The FTSE has risen roughly 3.5 percent in the past six months, compared with an 11 percent increase for the pan-European FTSEurofirst 300, due to the British index's higher weightings in defensive sectors and in shares that depend on commodity prices, which have mostly flatlined or fallen in recent months.
"We see more opportunities in continental Europe, Nick Nelson, a strategist at UBS, said. "We've still got a (FTSE) target of 7,400 for the year but we just think you're going to see better performance when you look across the wider European area."
Banks helped keep the FTSE afloat after regulators agreed on Sunday that they would be able to include derivatives on a net rather than the much bigger gross basis when calculating leverage ratios under Basel III.
The easing is aimed at keeping the global economy financed as it means banks will not have an incentive to ditch some types of assets, such as loans to companies, in order to meet the leverage targets.
"It's all about the banks.
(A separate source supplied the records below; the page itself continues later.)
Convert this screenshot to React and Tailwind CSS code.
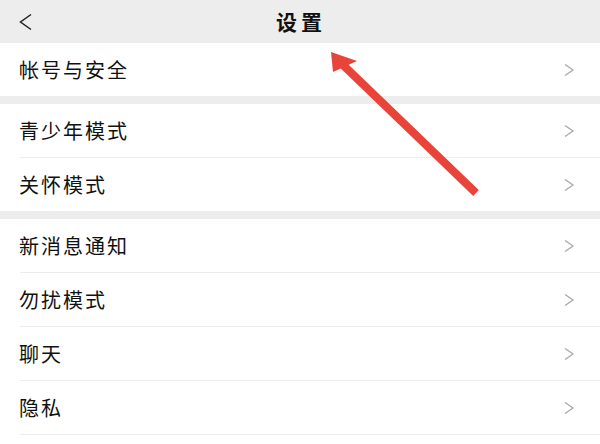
import React from "react";

const font = { fontFamily: '"Noto Sans CJK SC", "Noto Sans", sans-serif' };

function Chevron() {
  return (
    <svg width="12" height="14" viewBox="0 0 12 14" className="mr-[25px]">
      <path d="M2 1.5 L10 7 L2 12.5" fill="none" stroke="#a8a8a8" strokeWidth="1.3" />
    </svg>
  );
}

function Row({ label, divider }) {
  return (
    <div className="flex flex-col bg-white">
      <div className="flex h-[53px] items-center justify-between">
        <span className="pl-[19px] text-[20px] tracking-[2px] text-[#111]">{label}</span>
        <Chevron />
      </div>
      {divider && <div className="ml-[20px] h-px bg-[#ececec]" />}
    </div>
  );
}

export default function App() {
  return (
    <div className="relative h-[444px] w-[600px] overflow-hidden bg-white" style={font}>
      <div className="flex h-[43px] items-center bg-[#ededed]">
        <div className="flex w-[60px] pl-[18px]">
          <svg width="16" height="18" viewBox="0 0 16 18">
            <path d="M13 1.5 L2.5 9 L13 16.5" fill="none" stroke="#222" strokeWidth="1.5" />
          </svg>
        </div>
        <div className="flex-1 pl-[2px] text-center text-[21px] font-bold tracking-[4px] text-[#111]">设置</div>
        <div className="w-[60px]" />
      </div>
      <Row label="帐号与安全" />
      <div className="h-[8px] bg-[#ededed]" />
      <Row label="青少年模式" divider />
      <Row label="关怀模式" />
      <div className="h-[8px] bg-[#ededed]" />
      <Row label="新消息通知" divider />
      <Row label="勿扰模式" divider />
      <Row label="聊天" divider />
      <Row label="隐私" divider />
      <svg className="absolute left-0 top-0" width="600" height="444" viewBox="0 0 600 444">
        <line x1="476" y1="193" x2="342" y2="64" stroke="#e8443a" strokeWidth="8" />
        <polygon points="331,52 357,61 333,72" fill="#e8443a" />
      </svg>
    </div>
  );
}
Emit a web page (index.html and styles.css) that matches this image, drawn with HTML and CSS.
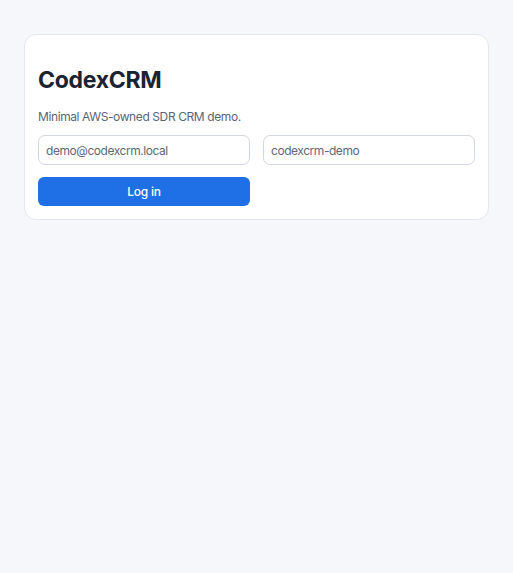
FILE: index.html
```html
<!DOCTYPE html>
<html lang="en">
<head>
<meta charset="utf-8">
<title>CodexCRM</title>
<link rel="stylesheet" href="styles.css">
</head>
<body>
<main class="page">
  <section class="card">
    <h1 class="title">CodexCRM</h1>
    <p class="subtitle">Minimal AWS-owned SDR CRM demo.</p>
    <form class="login">
      <input class="field" type="email" value="demo@codexcrm.local">
      <input class="field" type="password" placeholder="codexcrm-demo">
      <button class="btn" type="button">Log in</button>
    </form>
  </section>
</main>
</body>
</html>
```

FILE: styles.css
```css
* { box-sizing: border-box; }
html, body { margin: 0; padding: 0; }
body {
  background: #f5f7fb;
  font-family: Inter, "Noto Sans", "Liberation Sans", sans-serif;
  color: #1b2232;
}
.page {
  padding: 34px 24px;
}
.card {
  background: #ffffff;
  border: 1px solid #e3e6ec;
  border-radius: 12px;
  padding: 13px;
}
.title {
  font-size: 23px;
  font-weight: 700;
  line-height: 29px;
  letter-spacing: -0.3px;
  margin: 18px 0 0 0;
  color: #1b2232;
}
.subtitle {
  font-size: 12px;
  line-height: 16px;
  letter-spacing: -0.4px;
  margin: 14px 0 0 0;
  color: #5b6576;
}
.login {
  margin-top: 10px;
  display: grid;
  grid-template-columns: minmax(0, 1fr) minmax(0, 1fr);
  column-gap: 13px;
  row-gap: 12px;
}
.field {
  width: 100%;
  min-width: 0;
  height: 30px;
  border: 1px solid #d3d7de;
  border-radius: 7px;
  padding: 0 7px;
  font-family: inherit;
  font-size: 12px;
  letter-spacing: -0.45px;
  color: #5f6877;
  background: #fff;
}
.field::placeholder { color: #5f6877; opacity: 1; }
.btn {
  height: 29px;
  border: none;
  border-radius: 6px;
  background: #1f6fe6;
  color: #ffffff;
  font-family: inherit;
  font-size: 12px;
  letter-spacing: -0.2px;
  font-weight: 500;
}
```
The relaxing of the regulations is really improving investor sentiment in the sector," said Jonathan Roy, a broker at London Stone Securities.
Barclays rose 2.6 percent, Royal Bank of Scotland was up 2.5 percent and Lloyds up 1.1 percent.
"This change in guidance around the leverage ratio calculation is likely to be most beneficial for investment banks, in our view, and hence of the quoted UK banks we would expect Barclays' shares to react most positively to this news," Gary Greenwood, analyst at Shore Capital, said in a note.
WM Morrison rose 4.9 percent to the top of the FTSE after media reports that, following weaker than expected Christmas sales, the grocer was under pressure from investors to sell part of its property portfolio, freeing up cash to return to shareholders.
"(Property sales worth) 800 million pounds to 1 billion pounds ($1.65 billion) could be a sensible amount," Graham Jones, an analyst at Panmure Gordon & Co, said.
"Then they could do a (share) buyback to offset the earnings dilution from a higher rental cost together with a special dividend."
Jones, however, cautioned the sale of some of Morrison's property assets was "no magic wand" and the group's prospects were still hampered by a poor competitive position.
Volume on Morrison's stock was nearly three times its full-day average for the past three months, compared to around 40 percent of the average for the FTSE.